Glossary

Nipoppy terms

Manifest file

The manifest file at <DATASET_ROOT>/manifest.tsv contains ground truth information about the participants and visits/sessions available for a dataset.

There must be only one row per unique participant/visit combination.

Global config file

The global configuration file at <DATASET_ROOT>/global_config.json allows for high-level configuration of the Nipoppy software tools (e.g., user-provided paths needed to run pipelines, container runtime arguments).

Tracker config file

The tracker config file lists the expected output files for a given pipeline. Nipoppy checks the presence of these files to mark successful completion of the pipeline. Note that the default tracker configuration files are somewhat minimal and do not check all possible output files generated these pipelines.

Curation status file

Note

In older versions of nipoppy, this file was called the “doughnut file”.

A tabular file at <DATASET_ROOT>/sourcedata/imaging/curation_status.tsv that keeps track of the status of raw imaging data (i.e., whether it is available and/or has been reorganized and/or has been converted to BIDS).
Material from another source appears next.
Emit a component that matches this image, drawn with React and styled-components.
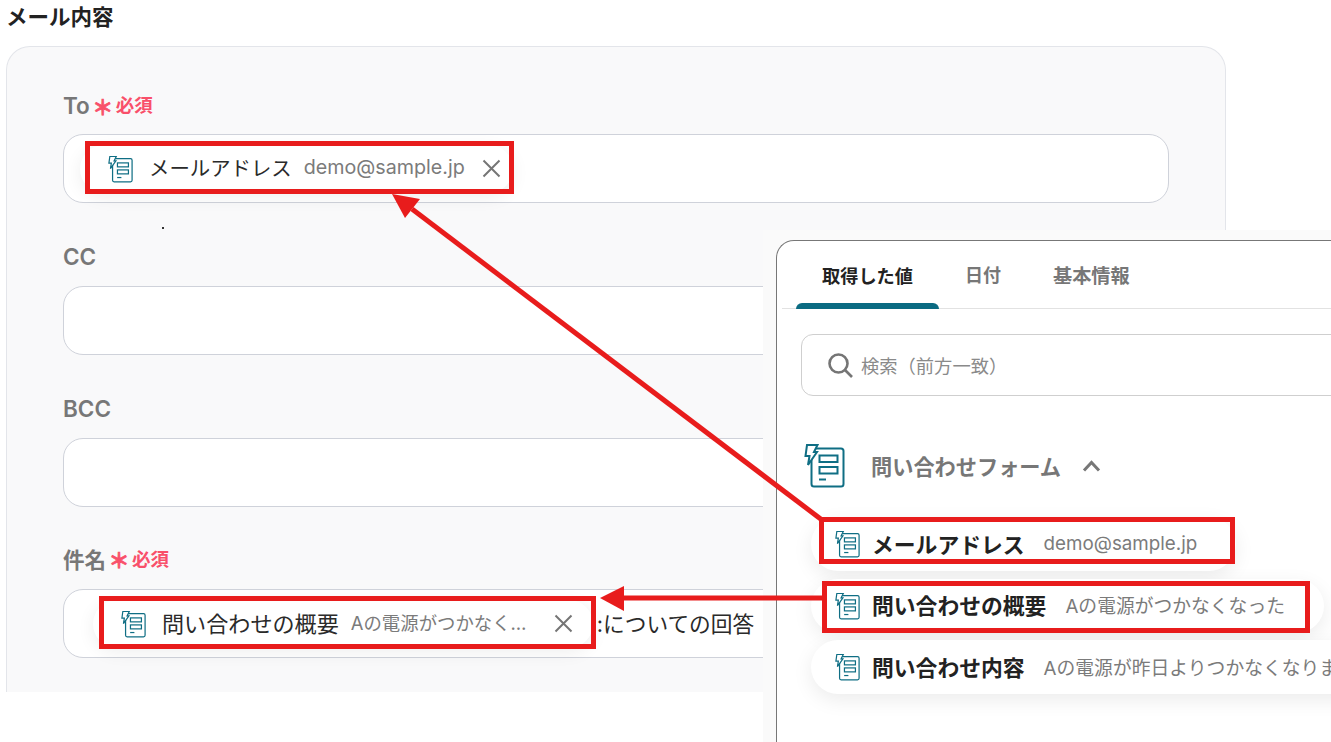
import React from 'react';
import styled, { createGlobalStyle } from 'styled-components';

const Global = createGlobalStyle`
  html, body { margin: 0; padding: 0; background: #fff; }
  * { box-sizing: border-box; }
`;

const Page = styled.div`
  position: relative;
  width: 1331px;
  height: 742px;
  overflow: hidden;
  background: #fff;
  font-family: Inter, "Noto Sans CJK JP", sans-serif;
  color: #222;
`;

const Heading = styled.h2`
  margin: 0 0 12px 6px;
  height: 34px;
  line-height: 34px;
  font-size: 21.5px;
  font-weight: 700;
  color: #222;
`;

const FormPanel = styled.section`
  margin-left: 6px;
  width: 1220px;
  height: 646px;
  padding: 43px 56px 0;
  background: #f9f9fa;
  border: 1px solid #e3e5ea;
  border-bottom: none;
  border-radius: 24px 24px 0 0;
  display: flex;
  flex-direction: column;
  gap: 38.8px;
`;

const Field = styled.div`
  display: flex;
  flex-direction: column;
  gap: 14px;
`;

const Label = styled.div`
  height: 30px;
  display: flex;
  align-items: center;
  gap: 6px;
  padding-bottom: ${p => p.$lift || 0}px;
  font-size: ${p => p.$size}px;
  font-weight: 600;
  color: #777;
`;

const Asterisk = styled.span`
  font-size: 21px;
  font-weight: 700;
  color: #f9506a;
  -webkit-text-stroke: 0.7px #f9506a;
  line-height: 1;
  width: 14px;
  margin-top: 5px;
  display: flex;
  justify-content: center;
`;

const Required = styled.span`
  font-size: 18.5px;
  font-weight: 700;
  color: #f9506a;
  margin-bottom: ${p => p.$up}px;
`;

const Input = styled.div`
  height: 69px;
  width: 1106px;
  display: flex;
  align-items: center;
  padding-left: ${p => p.$inset}px;
  background: #fff;
  border: 1px solid #cfd2da;
  border-radius: 20px;
`;

const Chip = styled.div`
  height: 48px;
  display: flex;
  align-items: center;
  flex-shrink: 0;
  padding: 0 ${p => p.$end}px 0 28px;
  background: #fff;
  border-radius: 24px;
  box-shadow: 0 4px 18px rgba(0, 0, 0, 0.07);
`;

const ChipName = styled.span`
  margin: 0 0 3px 16px;
  font-size: ${p => p.$size}px;
  white-space: nowrap;
  color: #2a2a2a;
`;

const ChipValue = styled.span`
  margin: 0 0 3px 12px;
  max-width: ${p => p.$max};
  font-size: ${p => p.$size}px;
  white-space: nowrap;
  overflow: hidden;
  text-overflow: ellipsis;
  color: #7b7b7b;
`;

const Remove = styled.svg`
  margin-left: ${p => p.$gap}px;
  flex-shrink: 0;
`;

const AfterText = styled.span`
  margin: 0 0 3px 4px;
  font-size: 21.7px;
  white-space: nowrap;
  color: #2a2a2a;
`;

const Speck = styled.i`
  position: absolute;
  left: 162px;
  top: 227px;
  width: 2px;
  height: 2px;
  background: #333;
`;

const Overlay = styled.aside`
  position: absolute;
  left: 763px;
  top: 230px;
  right: 0;
  bottom: 0;
  padding: 10px 0 0 13px;
  background: #fafafa;
`;

const PickerPanel = styled.div`
  height: 520px;
  border: 1px solid #777;
  border-right: none;
  border-radius: 18px 0 0 0;
  background: #fff;
`;

const Tabs = styled.div`
  margin-left: 5px;
  padding-left: 14px;
  height: 68px;
  display: flex;
  border-bottom: 1px solid #e2e2e2;
`;

const Tab = styled.div`
  position: relative;
  height: 67px;
  padding: 21px 26px 0;
  font-size: ${p => p.$size}px;
  line-height: 28px;
  font-weight: 700;
  color: ${p => p.$active ? '#222' : '#777'};
  &::after {
    content: '';
    display: ${p => p.$active ? 'block' : 'none'};
    position: absolute;
    left: 0;
    right: 0;
    bottom: -1px;
    height: 6px;
    background: #0b6b82;
    border-radius: 6px 6px 0 0;
  }
`;

const SearchBox = styled.div`
  margin: 25px 0 0 24px;
  width: 700px;
  height: 62px;
  display: flex;
  align-items: center;
  gap: 8px;
  padding-left: 26px;
  border: 1px solid #cfcfcf;
  border-radius: 12px;
  font-size: 18.3px;
  color: #8a8a8a;
`;

const Group = styled.div`
  margin: 47px 0 0 27px;
  height: 45px;
  display: flex;
  align-items: center;
`;

const GroupName = styled.span`
  margin-left: 26px;
  font-size: 21.2px;
  font-weight: 700;
  color: #777;
`;

const Chevron = styled.svg`
  margin-left: 21px;
`;

const Rows = styled.div`
  margin: 29px 0 0 34px;
  display: flex;
  flex-direction: column;
  align-items: flex-start;
  gap: 7.5px;
`;

const Row = styled.div`
  height: 54px;
  display: flex;
  align-items: center;
  flex-shrink: 0;
  padding: 0 39px 0 24px;
  background: #fff;
  border-radius: 27px;
  white-space: nowrap;
  box-shadow: 0 6px 20px rgba(0, 0, 0, 0.08);
`;

const RowName = styled.span`
  margin: 0 0 2px 12px;
  font-size: 21.8px;
  font-weight: 700;
  color: #222;
`;

const RowValue = styled.span`
  margin: 0 0 2px 19px;
  font-size: 18.8px;
  color: #7b7b7b;
`;

const RedBox = styled.div`
  position: absolute;
  left: ${p => p.$x}px;
  top: ${p => p.$y}px;
  width: ${p => p.$w}px;
  height: ${p => p.$h}px;
  border: 5px solid #e81c1c;
`;

const Arrows = styled.svg`
  position: absolute;
  left: 0;
  top: 0;
  pointer-events: none;
`;

const FormIcon = ({ large }) => (
  <svg width={large ? 41 : 25} height={large ? 45 : 28} viewBox="8 8 41 45" fill="none" style={{ flexShrink: 0 }}>
    <rect x="15.5" y="13.5" width="32" height="38" rx="2.5" stroke="#0f6e84" strokeWidth="2" fill="#fff" />
    <rect x="23.5" y="20.5" width="18" height="6.5" stroke="#0f6e84" strokeWidth="2" />
    <rect x="23.5" y="32" width="18" height="6.5" stroke="#0f6e84" strokeWidth="2" />
    <path d="M23 44.5h7" stroke="#0f6e84" strokeWidth="2" />
    <path d="M11 10h10.5l-3.5 7h3l-9 13 1.5-9h-4z" fill="#fff" stroke="#0f6e84" strokeWidth="2" strokeLinejoin="miter" />
  </svg>
);

const RemoveIcon = ({ gap }) => (
  <Remove $gap={gap} width="19" height="19" viewBox="0 0 19 19" fill="none">
    <path d="M1.5 1.5l16 16M17.5 1.5l-16 16" stroke="#757575" strokeWidth="2" />
  </Remove>
);

const Mark = ({ up }) => (
  <>
    <Asterisk>＊</Asterisk>
    <Required $up={up}>必須</Required>
  </>
);

export default function App() {
  return (
    <Page>
      <Global />
      <Heading>メール内容</Heading>
      <FormPanel>
        <Field>
          <Label $size={22.5}>To<Mark up={3} /></Label>
          <Input $inset={16}>
            <Chip $end={12}>
              <FormIcon />
              <ChipName $size={20.4}>メールアドレス</ChipName>
              <ChipValue $size={19.7} $max="none">demo@sample.jp</ChipValue>
              <RemoveIcon gap={17} />
            </Chip>
          </Input>
        </Field>
        <Field>
          <Label $size={22.5}>CC</Label>
          <Input $inset={16} />
        </Field>
        <Field>
          <Label $size={22.5}>BCC</Label>
          <Input $inset={16} />
        </Field>
        <Field>
          <Label $size={21.5} $lift={4}>件名<Mark up={0} /></Label>
          <Input $inset={29}>
            <Chip $end={20}>
              <FormIcon />
              <ChipName $size={22.1}>問い合わせの概要</ChipName>
              <ChipValue $size={18.4} $max="176px">Aの電源がつかなくなった</ChipValue>
              <RemoveIcon gap={27} />
            </Chip>
            <AfterText>:についての回答</AfterText>
          </Input>
        </Field>
      </FormPanel>
      <Speck />

      <Overlay>
        <PickerPanel>
          <Tabs>
            <Tab $active $size={18.2}>取得した値</Tab>
            <Tab $size={18}>日付</Tab>
            <Tab $size={19.2}>基本情報</Tab>
          </Tabs>
          <SearchBox>
            <svg width="25" height="25" viewBox="0 0 25 25" fill="none">
              <circle cx="10.5" cy="10.5" r="9" stroke="#757575" strokeWidth="2.6" />
              <path d="M17 17l7 7" stroke="#757575" strokeWidth="2.6" />
            </svg>
            検索（前方一致）
          </SearchBox>
          <Group>
            <FormIcon large />
            <GroupName>問い合わせフォーム</GroupName>
            <Chevron width="19" height="12" viewBox="0 0 19 12" fill="none">
              <path d="M2 10.5l7.5-8 7.5 8" stroke="#777" strokeWidth="3" />
            </Chevron>
          </Group>
          <Rows>
            <Row>
              <FormIcon />
              <RowName>メールアドレス</RowName>
              <RowValue>demo@sample.jp</RowValue>
            </Row>
            <Row>
              <FormIcon />
              <RowName>問い合わせの概要</RowName>
              <RowValue>Aの電源がつかなくなった</RowValue>
            </Row>
            <Row>
              <FormIcon />
              <RowName>問い合わせ内容</RowName>
              <RowValue>Aの電源が昨日よりつかなくなりました</RowValue>
            </Row>
          </Rows>
        </PickerPanel>
      </Overlay>

      <RedBox $x={85} $y={141} $w={429} $h={53} />
      <RedBox $x={99} $y={596} $w={497} $h={53} />
      <RedBox $x={819} $y={517} $w={416} $h={47} />
      <RedBox $x={822} $y={581} $w={488} $h={52} />
      <Arrows width="1331" height="742" viewBox="0 0 1331 742" fill="none">
        <path d="M412 209L822 520" stroke="#e81c1c" strokeWidth="5" />
        <path d="M392 194L420 199L405 218z" fill="#e81c1c" />
        <path d="M620 598H823" stroke="#e81c1c" strokeWidth="5" />
        <path d="M600 598L624 586V611z" fill="#e81c1c" />
      </Arrows>
    </Page>
  );
}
This file is automatically generated/updated by Nipoppy workflows, though it can safely be deleted manually (if e.g. it contains outdated information), in which case it will be regenerated automatically when needed. The curation status file can also be created/updated with the nipoppy track-curation command if needed.

See here for more information about the columns in the file.

Processing status file

Note

In older versions of nipoppy, this file was called the “bagel file”.

A tabular file at <DATASET_ROOT>/derivatives/processing_status.tsv that indicates the completion status of processing pipelines of interest at the participant-session level. The processing status file is created by the nipoppy track command and can be used as input to the Neurobagel CLI.

See here for more information about the columns in the file.

Session ID

A BIDS-compliant session identifier, without the "ses-" prefix.

Visit ID

An identifier for a data collection event, not restricted to imaging data.

Session IDs vs visit IDs

Nipoppy uses the term “session ID” for imaging data, following the convention established by BIDS. The term “visit ID”, on the other hand, is used to refer to any data collection event (not necessarily imaging-related), and is more common in clinical contexts. In most cases, session_id and visit_id will be identical (or session_ids will be a subset of visit_ids). However, having two descriptors becomes particularly useful when imaging and non-imaging assessments do not use the same naming conventions.

Neuroimaging/software terms

API

Application Programming Interface, how software interacts with other software.

BIDS

The Brain Imaging Data Structure, a community standard for organizing neuroimaging (and other) data. See the BIDS website for more information.

Boutiques

A flexible framework for describing and executing command-line tools. Boutiques is based on JSON descriptor files that list tool inputs, outputs, error codes, and more. JSON invocation files are used to specify runtime parameters. See the website for more information.

CLI

Command-line interface, i.e. software that can be run in the Terminal.

conda

An package and environment manager for Python (and other) environments. See the conda website for more information.

HPC

High-perfomance computing system, i.e. a compute cluster or supercomputer.

JSON

JavaScript Object Notation, a file format for storing and sharing data. JSON structures are combinations of objects (key-value pairs) and arrays (ordered lists). See the website for more information.

MRI

Magnetic resonance imaging, the most widely used neuroimaging modality.

PyPI

The Python Package Index, a repository of Python packages that are pip-installable.